◆ **INSTRUCTIONS TO FOLLOW**: Restate each of the lines given below, word for word.

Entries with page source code
===============

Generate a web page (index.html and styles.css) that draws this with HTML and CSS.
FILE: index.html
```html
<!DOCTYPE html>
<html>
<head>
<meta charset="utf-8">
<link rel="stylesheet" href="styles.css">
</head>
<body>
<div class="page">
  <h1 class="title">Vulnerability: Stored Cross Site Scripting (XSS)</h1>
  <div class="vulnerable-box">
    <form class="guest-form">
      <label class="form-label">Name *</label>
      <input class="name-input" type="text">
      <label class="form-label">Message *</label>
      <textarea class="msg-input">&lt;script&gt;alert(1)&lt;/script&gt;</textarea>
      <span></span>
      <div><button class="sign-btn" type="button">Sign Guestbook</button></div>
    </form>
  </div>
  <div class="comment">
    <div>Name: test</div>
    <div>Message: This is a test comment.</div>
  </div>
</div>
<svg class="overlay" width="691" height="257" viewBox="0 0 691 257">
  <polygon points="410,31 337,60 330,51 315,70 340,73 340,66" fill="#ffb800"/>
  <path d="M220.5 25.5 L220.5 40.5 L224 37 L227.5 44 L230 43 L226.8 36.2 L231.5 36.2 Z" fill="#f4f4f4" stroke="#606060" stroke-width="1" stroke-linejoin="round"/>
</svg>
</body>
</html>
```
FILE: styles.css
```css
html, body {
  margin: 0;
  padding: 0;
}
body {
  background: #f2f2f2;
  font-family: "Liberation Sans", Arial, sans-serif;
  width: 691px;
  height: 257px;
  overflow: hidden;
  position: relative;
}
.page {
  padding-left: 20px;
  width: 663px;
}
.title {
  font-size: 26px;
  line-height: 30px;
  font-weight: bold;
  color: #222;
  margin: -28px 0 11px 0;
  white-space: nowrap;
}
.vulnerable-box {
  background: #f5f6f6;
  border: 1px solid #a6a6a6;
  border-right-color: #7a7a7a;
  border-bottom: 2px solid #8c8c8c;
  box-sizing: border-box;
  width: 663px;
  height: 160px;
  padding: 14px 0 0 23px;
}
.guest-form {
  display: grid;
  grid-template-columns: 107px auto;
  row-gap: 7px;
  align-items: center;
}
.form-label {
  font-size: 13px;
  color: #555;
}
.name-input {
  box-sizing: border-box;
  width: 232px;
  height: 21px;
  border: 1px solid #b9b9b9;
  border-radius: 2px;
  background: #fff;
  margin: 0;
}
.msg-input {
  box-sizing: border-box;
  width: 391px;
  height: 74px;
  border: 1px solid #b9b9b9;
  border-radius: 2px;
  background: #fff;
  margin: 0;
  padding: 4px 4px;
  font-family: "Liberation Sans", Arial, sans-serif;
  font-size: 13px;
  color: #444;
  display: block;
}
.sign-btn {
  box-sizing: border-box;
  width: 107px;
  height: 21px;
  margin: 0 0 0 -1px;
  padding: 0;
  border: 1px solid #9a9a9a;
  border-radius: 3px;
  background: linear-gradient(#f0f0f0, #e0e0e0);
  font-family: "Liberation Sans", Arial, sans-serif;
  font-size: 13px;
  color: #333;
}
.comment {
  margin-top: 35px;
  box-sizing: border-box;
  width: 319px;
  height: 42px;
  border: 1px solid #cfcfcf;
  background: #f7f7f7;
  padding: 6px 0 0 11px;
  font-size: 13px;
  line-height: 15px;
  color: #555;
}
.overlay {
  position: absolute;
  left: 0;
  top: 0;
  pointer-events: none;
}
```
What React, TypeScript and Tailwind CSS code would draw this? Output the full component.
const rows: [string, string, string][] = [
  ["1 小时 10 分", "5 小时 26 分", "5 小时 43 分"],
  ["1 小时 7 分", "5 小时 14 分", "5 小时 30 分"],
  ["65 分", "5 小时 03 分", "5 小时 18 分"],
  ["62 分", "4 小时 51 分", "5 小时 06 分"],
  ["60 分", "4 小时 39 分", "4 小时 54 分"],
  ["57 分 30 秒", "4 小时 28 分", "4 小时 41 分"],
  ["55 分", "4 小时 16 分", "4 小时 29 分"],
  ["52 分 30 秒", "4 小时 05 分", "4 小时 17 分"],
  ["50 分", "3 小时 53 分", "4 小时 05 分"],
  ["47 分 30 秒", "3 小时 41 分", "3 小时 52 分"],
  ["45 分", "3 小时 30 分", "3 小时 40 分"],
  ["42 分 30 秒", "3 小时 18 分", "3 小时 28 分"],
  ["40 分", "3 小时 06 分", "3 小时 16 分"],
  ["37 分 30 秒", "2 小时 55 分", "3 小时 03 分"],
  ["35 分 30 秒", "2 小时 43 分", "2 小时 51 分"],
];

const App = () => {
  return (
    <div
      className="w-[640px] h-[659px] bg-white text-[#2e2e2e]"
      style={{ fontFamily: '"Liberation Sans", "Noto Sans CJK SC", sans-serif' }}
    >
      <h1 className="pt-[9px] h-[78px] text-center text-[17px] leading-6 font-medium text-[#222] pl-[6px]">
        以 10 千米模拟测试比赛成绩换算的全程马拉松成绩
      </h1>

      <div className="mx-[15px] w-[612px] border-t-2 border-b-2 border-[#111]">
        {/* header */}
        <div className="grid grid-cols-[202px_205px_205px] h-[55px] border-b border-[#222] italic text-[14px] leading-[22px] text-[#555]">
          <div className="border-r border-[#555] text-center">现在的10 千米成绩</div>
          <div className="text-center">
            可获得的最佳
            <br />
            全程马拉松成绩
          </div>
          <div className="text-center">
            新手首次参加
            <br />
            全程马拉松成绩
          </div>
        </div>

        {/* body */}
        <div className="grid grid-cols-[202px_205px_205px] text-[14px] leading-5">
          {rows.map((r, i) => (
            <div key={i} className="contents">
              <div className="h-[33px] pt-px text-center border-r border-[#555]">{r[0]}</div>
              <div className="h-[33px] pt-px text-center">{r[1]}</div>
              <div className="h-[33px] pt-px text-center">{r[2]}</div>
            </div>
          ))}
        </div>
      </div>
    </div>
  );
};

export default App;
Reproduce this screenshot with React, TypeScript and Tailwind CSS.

===============

◆ **RESULT OF THE EXERCISE**:
Generate a web page (index.html and styles.css) that draws this with HTML and CSS.
FILE: index.html
```html
<!DOCTYPE html>
<html>
<head>
<meta charset="utf-8">
<link rel="stylesheet" href="styles.css">
</head>
<body>
<div class="page">
  <h1 class="title">Vulnerability: Stored Cross Site Scripting (XSS)</h1>
  <div class="vulnerable-box">
    <form class="guest-form">
      <label class="form-label">Name *</label>
      <input class="name-input" type="text">
      <label class="form-label">Message *</label>
      <textarea class="msg-input">&lt;script&gt;alert(1)&lt;/script&gt;</textarea>
      <span></span>
      <div><button class="sign-btn" type="button">Sign Guestbook</button></div>
    </form>
  </div>
  <div class="comment">
    <div>Name: test</div>
    <div>Message: This is a test comment.</div>
  </div>
</div>
<svg class="overlay" width="691" height="257" viewBox="0 0 691 257">
  <polygon points="410,31 337,60 330,51 315,70 340,73 340,66" fill="#ffb800"/>
  <path d="M220.5 25.5 L220.5 40.5 L224 37 L227.5 44 L230 43 L226.8 36.2 L231.5 36.2 Z" fill="#f4f4f4" stroke="#606060" stroke-width="1" stroke-linejoin="round"/>
</svg>
</body>
</html>
```
FILE: styles.css
```css
html, body {
  margin: 0;
  padding: 0;
}
body {
  background: #f2f2f2;
  font-family: "Liberation Sans", Arial, sans-serif;
  width: 691px;
  height: 257px;
  overflow: hidden;
  position: relative;
}
.page {
  padding-left: 20px;
  width: 663px;
}
.title {
  font-size: 26px;
  line-height: 30px;
  font-weight: bold;
  color: #222;
  margin: -28px 0 11px 0;
  white-space: nowrap;
}
.vulnerable-box {
  background: #f5f6f6;
  border: 1px solid #a6a6a6;
  border-right-color: #7a7a7a;
  border-bottom: 2px solid #8c8c8c;
  box-sizing: border-box;
  width: 663px;
  height: 160px;
  padding: 14px 0 0 23px;
}
.guest-form {
  display: grid;
  grid-template-columns: 107px auto;
  row-gap: 7px;
  align-items: center;
}
.form-label {
  font-size: 13px;
  color: #555;
}
.name-input {
  box-sizing: border-box;
  width: 232px;
  height: 21px;
  border: 1px solid #b9b9b9;
  border-radius: 2px;
  background: #fff;
  margin: 0;
}
.msg-input {
  box-sizing: border-box;
  width: 391px;
  height: 74px;
  border: 1px solid #b9b9b9;
  border-radius: 2px;
  background: #fff;
  margin: 0;
  padding: 4px 4px;
  font-family: "Liberation Sans", Arial, sans-serif;
  font-size: 13px;
  color: #444;
  display: block;
}
.sign-btn {
  box-sizing: border-box;
  width: 107px;
  height: 21px;
  margin: 0 0 0 -1px;
  padding: 0;
  border: 1px solid #9a9a9a;
  border-radius: 3px;
  background: linear-gradient(#f0f0f0, #e0e0e0);
  font-family: "Liberation Sans", Arial, sans-serif;
  font-size: 13px;
  color: #333;
}
.comment {
  margin-top: 35px;
  box-sizing: border-box;
  width: 319px;
  height: 42px;
  border: 1px solid #cfcfcf;
  background: #f7f7f7;
  padding: 6px 0 0 11px;
  font-size: 13px;
  line-height: 15px;
  color: #555;
}
.overlay {
  position: absolute;
  left: 0;
  top: 0;
  pointer-events: none;
}
```
What React, TypeScript and Tailwind CSS code would draw this? Output the full component.
const rows: [string, string, string][] = [
  ["1 小时 10 分", "5 小时 26 分", "5 小时 43 分"],
  ["1 小时 7 分", "5 小时 14 分", "5 小时 30 分"],
  ["65 分", "5 小时 03 分", "5 小时 18 分"],
  ["62 分", "4 小时 51 分", "5 小时 06 分"],
  ["60 分", "4 小时 39 分", "4 小时 54 分"],
  ["57 分 30 秒", "4 小时 28 分", "4 小时 41 分"],
  ["55 分", "4 小时 16 分", "4 小时 29 分"],
  ["52 分 30 秒", "4 小时 05 分", "4 小时 17 分"],
  ["50 分", "3 小时 53 分", "4 小时 05 分"],
  ["47 分 30 秒", "3 小时 41 分", "3 小时 52 分"],
  ["45 分", "3 小时 30 分", "3 小时 40 分"],
  ["42 分 30 秒", "3 小时 18 分", "3 小时 28 分"],
  ["40 分", "3 小时 06 分", "3 小时 16 分"],
  ["37 分 30 秒", "2 小时 55 分", "3 小时 03 分"],
  ["35 分 30 秒", "2 小时 43 分", "2 小时 51 分"],
];

const App = () => {
  return (
    <div
      className="w-[640px] h-[659px] bg-white text-[#2e2e2e]"
      style={{ fontFamily: '"Liberation Sans", "Noto Sans CJK SC", sans-serif' }}
    >
      <h1 className="pt-[9px] h-[78px] text-center text-[17px] leading-6 font-medium text-[#222] pl-[6px]">
        以 10 千米模拟测试比赛成绩换算的全程马拉松成绩
      </h1>

      <div className="mx-[15px] w-[612px] border-t-2 border-b-2 border-[#111]">
        {/* header */}
        <div className="grid grid-cols-[202px_205px_205px] h-[55px] border-b border-[#222] italic text-[14px] leading-[22px] text-[#555]">
          <div className="border-r border-[#555] text-center">现在的10 千米成绩</div>
          <div className="text-center">
            可获得的最佳
            <br />
            全程马拉松成绩
          </div>
          <div className="text-center">
            新手首次参加
            <br />
            全程马拉松成绩
          </div>
        </div>

        {/* body */}
        <div className="grid grid-cols-[202px_205px_205px] text-[14px] leading-5">
          {rows.map((r, i) => (
            <div key={i} className="contents">
              <div className="h-[33px] pt-px text-center border-r border-[#555]">{r[0]}</div>
              <div className="h-[33px] pt-px text-center">{r[1]}</div>
              <div className="h-[33px] pt-px text-center">{r[2]}</div>
            </div>
          ))}
        </div>
      </div>
    </div>
  );
};

export default App;
Reproduce this screenshot with React, TypeScript and Tailwind CSS.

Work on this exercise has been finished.